Gay men's willingness to both send and receive flow of sexual fluids may make them feminized in some way? "A body that is permeable, that transmits in a circuit, that opens itself up rather than seals itself off, that is prepared to respond as well as to initiate, that does not revile its masculinity (as the transsexual commonly does) or virilize it (as a number of gay men, as well as heterosexuals, tend to do) would involve a quite radical rethinking of male sexual morphology." OK. So. This is a neat statement. But the more I dig into it, the less I find. Moving along in Grosz's argument, of course men view themselves as completely sealed within their bodies and not part of fluid exchange oh wait that makes no sense.  Is this just weird for me because I grew up in an era where sexuality was very different? Am I and everyone I talk to just weird? Who is Grosz reading from, or talking to, to make these assumptions? Is anyone in any of these readings going to say anything non-asinine about transsexuality? (The last author on my list for this week is Nikki Sullivan, so, probably!)

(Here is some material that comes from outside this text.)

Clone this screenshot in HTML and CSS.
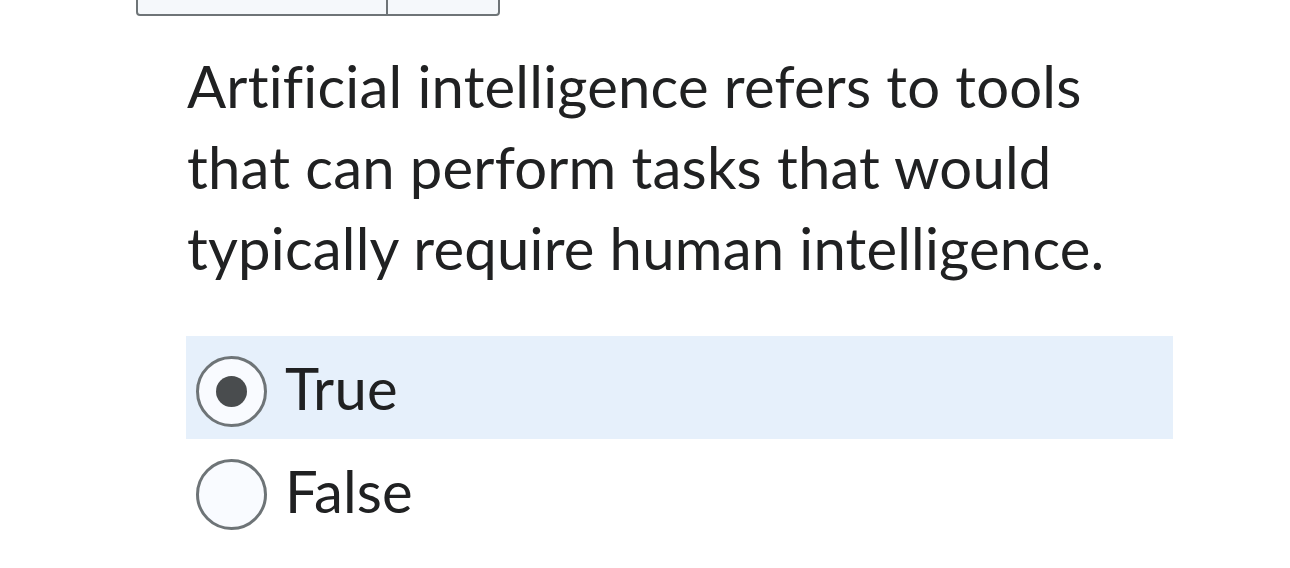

Now we're going to talk about Women's Corporeal Flows. "My hypothesis," Grosz shares, "is that women's corporeality is inscribed as a mode of seepage." Oh apparently this comes back to Irigaray. (Who I should also read.) ...Was that a page and a half long ramble about how women's breasts are fluid in nature and reclaiming them from the stifling male gaze involves accepting their indeterminacy and fluidity? I mean I don't wear a bra either but jeez. OK, here's something that resonates more for me: Boys reaching puberty is symbolic of sexual awakening and the potential for pleasure, while girls reaching puberty is symbolic of the potential for motherhood. "an out of control status that she was led to believe would end with childhood" continues due to menstruation. Again with the menstruation as fundamental to the female experience. I don't know, maybe I shouldn't get to criticize. But here's another case of trans identity rising up and problematizing basically everything she wrote, since she was ignoring it up until now. I laugh to think of how she'd handle, in her elaborate symbolic framework, the existence of men who menstruate regularly.

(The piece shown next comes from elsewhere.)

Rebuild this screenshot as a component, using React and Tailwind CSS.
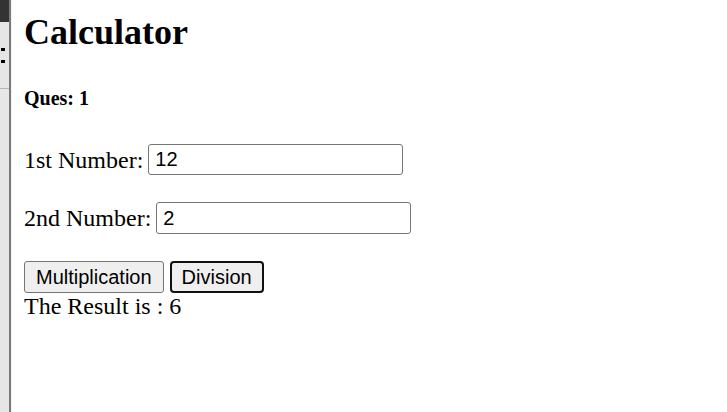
import { useState } from 'react'

const serif = { fontFamily: '"Liberation Serif", "Times New Roman", serif' }

export default function App() {
  const [a, setA] = useState('12')
  const [b, setB] = useState('2')
  const [result, setResult] = useState(6)

  return (
    <div className="flex min-h-[412px] w-[727px] bg-white text-black" style={serif}>

      {/* ── Bord gauche (fenêtre voisine) ─────────────── */}
      <div className="relative flex w-[12px] shrink-0 bg-[#e6e6e6]">
        <div className="absolute left-0 top-0 h-[22px] w-[9px] bg-[#333333]" />
        <div className="absolute left-[1px] top-[48px] h-[3px] w-[4px] bg-black" />
        <div className="absolute left-[1px] top-[60px] h-[3px] w-[4px] bg-black" />
        <div className="absolute left-0 top-[88px] h-px w-[9px] bg-[#b5b5b5]" />
        <div className="ml-[9px] w-[2px] bg-[#7a7a7a]" />
        <div className="w-px bg-[#f3f3f3]" />
      </div>

      {/* ── Contenu ──────────────────────────────────── */}
      <div className="flex flex-col pl-[12px]">
        <h2 className="mt-[12px] text-[36px] font-bold leading-[41px]">Calculator</h2>

        <h5 className="mt-[34px] text-[20px] font-bold leading-[23px]">Ques: 1</h5>

        <div className="mt-[34px] flex items-center gap-[5px] text-[24px] leading-[28px]">
          <span>1st Number:</span>
          <input
            value={a}
            onChange={e => setA(e.target.value)}
            className="h-[31px] w-[255px] rounded-[3px] border border-[#767676] px-[6px] text-[20px] outline-none"
            style={{ fontFamily: '"Liberation Sans", Arial, sans-serif' }}
          />
        </div>

        <div className="mt-[27px] flex items-center gap-[5px] text-[24px] leading-[28px]">
          <span>2nd Number:</span>
          <input
            value={b}
            onChange={e => setB(e.target.value)}
            className="h-[32px] w-[255px] rounded-[3px] border border-[#767676] px-[6px] text-[20px] outline-none"
            style={{ fontFamily: '"Liberation Sans", Arial, sans-serif' }}
          />
        </div>

        <div
          className="mt-[27px] flex gap-[6px] text-[20px]"
          style={{ fontFamily: '"Liberation Sans", Arial, sans-serif' }}
        >
          <button
            onClick={() => setResult(Number(a) * Number(b))}
            className="h-[32px] rounded-[3px] border border-[#767676] bg-[#efefef] px-[11px] leading-none"
          >
            Multiplication
          </button>
          <button
            onClick={() => setResult(Number(a) / Number(b))}
            className="h-[32px] rounded-[4px] border-2 border-[#101010] bg-[#efefef] px-[10px] leading-none"
          >
            Division
          </button>
        </div>

        <p className="text-[24px] leading-[26px]">The Result is : {result}</p>
      </div>
    </div>
  )
}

Oh look here she comes making the subtext into text for me: "Men, contrary to the fantasy of the transsexual, can never, even with surgical intervention, feel or experience what it is like to be, to live, as women. At best the transsexual can live out his fantasy of femininity --- a fantasy that in itself is usually disappointed with the rather crude transformations effected by surgical and chemical intervention. The transsexual may look like a woman but can never feel like or be a woman. The one sex, whether male or female or some other term, can only experience, live, according to (and hopefully in excess of) the cultural specifications of the sexually specific body." Hey, uh, Grosz? Remember that bit earlier that I really liked where you said people could only speak for their own bodies and not for anyone else's? What makes you think that twenty pages later, you get to speak for mine? How... disappointingly binary. If sexual difference is something inscribed on the body by society, don't you think that after a couple of years "living out [a] fantasy of femininity" that societal inscription would start to act to create the existence of a woman? I mean, you can argue that society can only inscribe an "appropriate" sex on an "appropriate" body, I guess. But there aren't just two types of sexed bodies and so argh.

In a footnote, she acknowledges that not all women have the same or even any experience of lactation or menstruation, but says that "all women, whatever the details of their physiology and fertility, are culturally understood in terms of these bodily flows." So close! So close! And yet.